The new incentives build on a program the company launched last June to encourage anyone, employee or not, to get into the competitive business of last-mile package delivery

By Niraj Chokshi
Published: May 14, 2019

Amazon pitches its employees on starting delivery businessesWorkers sort products into different bins, box them and send them out for delivery, at an Amazon fulfillment center in Carteret, N.J., Oct. 18, 2018. As Amazon aims to cut shipping from two days to a single day, the company announced a new incentive program that encourages its employees to quit and start their own delivery businesses.
Image: Demetrius Freeman/The New York Times

First, Amazon made two-day shipping the norm. Now, as it aims to cut that to a single day, the company is encouraging its employees to quit and start their own delivery businesses.

Under a new incentive program, announced on Monday, Amazon said that it would fund up to $10,000 in startup costs and provide three months of pay to any employee who decides to make the jump.

The new incentives build on a program the company launched last June to encourage anyone, employee or not, to get into the competitive business of last-mile package delivery.

“We’ve heard from associates that they want to participate in the program but struggled with the transition,” Dave Clark, senior vice president of worldwide operations, said in a statement. “Now we have a path.”

In addition to the financial assistance, employees who take Amazon up on its offer will get a consistent stream of packages to deliver and access to technology and training.

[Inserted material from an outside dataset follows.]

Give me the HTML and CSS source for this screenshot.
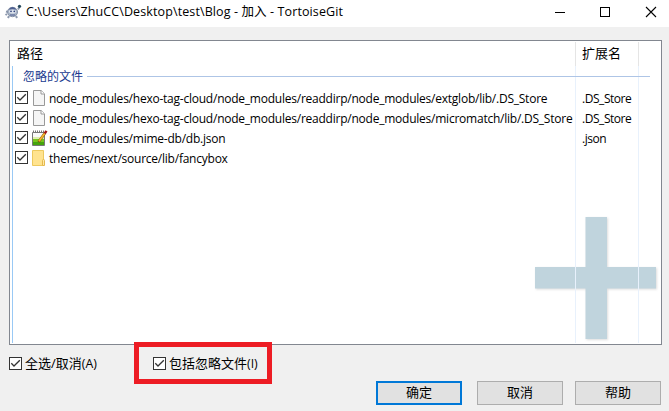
FILE: index.html
```html
<!DOCTYPE html>
<html lang="zh-CN">
<head>
<meta charset="utf-8">
<title>TortoiseGit</title>
<link rel="stylesheet" href="styles.css">
</head>
<body>
<svg class="defs" aria-hidden="true">
  <symbol id="check" viewBox="0 0 13 13"><rect x=".5" y=".5" width="12" height="12" fill="#fff" stroke="#333"/><path d="M2.3 6.3 5 9l5.8-5.8" fill="none" stroke="#333" stroke-width="1.3"/></symbol>
  <symbol id="page" viewBox="0 0 14 16"><path d="M1.500.5h7.700l3.300 3.300v11.700h-11z" fill="#f5f5f5" stroke="#999"/><path d="M9 .5V4h3.500" fill="#fff" stroke="#999"/></symbol>
</svg>
<div class="window">
  <header class="titlebar">
    <svg class="logo" width="18" height="16" viewBox="0 0 18 16">
      <path d="M14 5.500 15.500 3M3 10l-1.500 1M5 12l-1 2M12 12l1 2M2 7.500l2 .5" stroke="#8b98ad" stroke-width="2" fill="none"/>
      <ellipse cx="8.500" cy="8" rx="5" ry="4.700" fill="#a9b5c8" stroke="#8793a8"/>
      <path d="M4.500 5.500Q8.500.5 12.500 5.500z" fill="#4e5f91"/>
      <ellipse cx="8.500" cy="7.500" rx="3.500" ry="2" fill="#dfe5ee"/>
      <circle cx="7" cy="7.300" r=".9" fill="#33467e"/><circle cx="10.300" cy="7.300" r=".9" fill="#33467e"/>
      <path d="M6 11h5" stroke="#4e5f91"/><circle cx="15.500" cy="2.300" r="1.600" fill="#26495d"/>
    </svg>
    <h1 class="title">C:\Users\ZhuCC\Desktop\test\Blog - 加入 - TortoiseGit</h1>
    <svg class="controls" width="102" height="12" viewBox="0 0 102 12" fill="none" stroke="#000">
      <path d="M0 6.500h10"/><rect x="45.500" y="1.500" width="9" height="9"/><path d="m91 1 10 10M101 1 91 11" stroke-width="1.100"/>
    </svg>
  </header>
  <main class="list">
    <svg class="plus" width="124" height="126" viewBox="0 0 124 126"><path d="M51.500 1H73v50h49v21.500H73V123H51.500V72.500H1V51h50.500z"/></svg>
    <div class="edge"></div>
    <div class="row head"><span class="path">路径</span><span class="ext">扩展名</span></div>
    <div class="group"><span>忽略的文件</span><i></i></div>
    <div class="row"><span class="path"><svg class="cb"><use href="#check"/></svg><svg class="icon"><use href="#page"/></svg><span class="name">node_modules/hexo-tag-cloud/node_modules/readdirp/node_modules/extglob/lib/.DS_Store</span></span><span class="ext">.DS_Store</span></div>
    <div class="row"><span class="path"><svg class="cb"><use href="#check"/></svg><svg class="icon"><use href="#page"/></svg><span class="name">node_modules/hexo-tag-cloud/node_modules/readdirp/node_modules/micromatch/lib/.DS_Store</span></span><span class="ext">.DS_Store</span></div>
    <div class="row"><span class="path"><svg class="cb"><use href="#check"/></svg><svg class="icon wide" viewBox="0 0 17 16"><path d="M1.500 2.500h12v13h-12z" fill="#fafafa" stroke="#777"/><path d="M2 7h11v3H2z" fill="#dfeeb0"/><path d="M2 9h11v6H2z" fill="#78c51c"/><path d="M2 12h11v3H2z" fill="#45a30d"/><path d="M2 1.500h11" stroke="#777" stroke-width="2" stroke-dasharray="1 1"/><path d="m7.500 12 6.500-9" stroke="#7c5510" stroke-width="2.600"/><path d="m8 11.300 6-8.300" stroke="#f6b52c" stroke-width="1.800"/><path d="m13.700 3.500 1.800-2.600" stroke="#a01818" stroke-width="2.400"/></svg><span class="name">node_modules/mime-db/db.json</span></span><span class="ext">.json</span></div>
    <div class="row"><span class="path"><svg class="cb"><use href="#check"/></svg><svg class="icon" viewBox="0 0 14 16"><path d="M.5.5h11v15H.5z" fill="#ffe38f" stroke="#edc95e"/><path d="M10.500 10.500q0-1 1-1t1 1v5h-2z" fill="#ffe9a8" stroke="#e5b94d"/></svg><span class="name">themes/next/source/lib/fancybox</span></span><span class="ext"></span></div>
    <div class="row fill"><span class="path"></span><span class="ext"></span></div>
  </main>
  <section class="options">
    <label class="all"><svg class="cb"><use href="#check"/></svg><span>全选/取消<b>(A)</b></span></label>
    <label class="ignored"><svg class="cb"><use href="#check"/></svg><span>包括忽略文件<b>(I)</b></span></label>
  </section>
  <footer class="actions"><button class="ok">确定</button><button>取消</button><button>帮助</button></footer>
</div>
</body>
</html>
```
FILE: styles.css
```css
* { box-sizing: border-box; }
body { margin: 0; background: #f0f0f0; color: #000; font: 12px/20px "Open Sans", "Noto Sans CJK SC", sans-serif; }
.defs { position: absolute; width: 0; height: 0; }
.window { width: 669px; height: 411px; display: flex; flex-direction: column; overflow: hidden; }
.titlebar { height: 27px; background: #fff; display: flex; align-items: center; padding: 0 12px 3px 4px; flex: none; }
.logo { margin-right: 4px; }
.title { margin: 0; flex: 1; font-size: 12.5px; font-weight: 400; line-height: 20px; white-space: nowrap; letter-spacing: .11px; }
.list { position: relative; width: 653px; height: 305px; margin: 13px 0 0 9px; border: 1px solid #828790; background: #fff; display: flex; flex-direction: column; padding-bottom: 1px; flex: none; }
.plus { position: absolute; left: 524px; top: 175px; fill: #c0d4dd; filter: drop-shadow(1px 1px 1px #0002); }
.edge { position: absolute; left: 2px; top: 25px; bottom: 1px; width: 1px; background: #99c9f5; }
.row { display: flex; height: 20px; flex: none; white-space: nowrap; position: relative; }
.path { width: 566px; border-right: 1px solid #e8f1fc; display: flex; align-items: center; padding-left: 5px; letter-spacing: -.235px; }
.name { padding-top: 2px; }
.ext { width: 63px; border-right: 1px solid #e8f1fc; padding: 1px 0 0 6px; letter-spacing: -.45px; }
.head { height: 25px; font-size: 13px; line-height: 23px; padding-top: 1px; }
.head .path { padding: 0 0 1px 7px; }
.head .ext { padding-top: 0; }
.head .path, .head .ext { border-color: #e5e5e5; letter-spacing: 0; }
.group { position: relative; height: 22px; flex: none; display: flex; align-items: center; padding: 0 11px 1px 13px; color: #203a8f; background: linear-gradient(#e8f1fc, #e8f1fc) 565px 0 / 1px 100% no-repeat, linear-gradient(#e8f1fc, #e8f1fc) 628px 0 / 1px 100% no-repeat; }
.group i { flex: 1; height: 1px; background: #aec5e6; margin-left: 4px; }
.cb { width: 13px; height: 13px; flex: none; }
.path .cb { position: relative; top: -.5px; }
.icon { width: 14px; height: 16px; margin: 0 3px 0 4px; flex: none; }
.icon.wide { width: 17px; margin: 0 1px 0 3px; }
.fill { flex: 1; }
.options { position: relative; height: 36px; flex: none; font-size: 13px; }
.options b { font-weight: 400; font-size: 12.3px; }
label { display: flex; align-items: center; gap: 3px; white-space: nowrap; }
.all { position: absolute; left: 9px; top: 8px; }
.ignored { position: absolute; left: 134px; top: -3px; width: 138px; height: 42px; border: 5px solid #ed1c24; padding-left: 14px; }
.actions { display: flex; padding-left: 376px; }
button { flex: none; width: 86px; height: 24px; border: 1px solid #adadad; background: #e1e1e1; font: inherit; font-size: 13px; line-height: 18px; padding: 0 0 2px; margin: 0 12px 0 0; color: #000; }
button.ok { border: 2px solid #0078d7; margin-right: 15px; }
```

They will also receive discounts on insurance and on Amazon-branded vans and uniforms.

The company has faced criticism in recent years for how it treats and pays warehouse employees and contract drivers. In response, it announced last October that it would raise its minimum wage to $15 an hour, though the change did not apply to contract workers.

The announcement comes as Amazon invests more heavily in providing one-day shipping to Prime members, part of a broader effort to combat slowing membership growth in the $119-a-year program.

In seeding the delivery startups, the company is making a small investment in the distribution network that will make that possible, while letting the business owners grow from there, said Beth Davis-Sramek, a professor of supply chain management at Auburn University.

“You’re really stretching your capital,” she said. “They’ve extended their network with a very, very low upfront cost.”

The program also lets Amazon place former employees in a crucial part of the delivery process, said Bryan Wyatt, who focuses on transportation for Chainalytics, a supply chain consultancy.

“They put them in arguably one of the most important positions in the company and that’s directly customer facing,” he said.

For the employees, the incentive program reduces many of the risks of starting a delivery business, especially finding a client, Davis-Sramek said. But there are drawbacks to that reliance on Amazon.

“The company that puts you in business can put you out of business real fast,” she said.

More than 200 businesses have been created since the program launched nearly a year ago, employing thousands of local drivers, the company said. Amazon hopes that hundreds more will be created this year.

The retailer offers training, and the process of getting a business running can take anywhere from one to six months, depending on delivery opportunities, according to a brochure. Owners can expect to make a profit of $75,000 to $300,000 a year, the company said.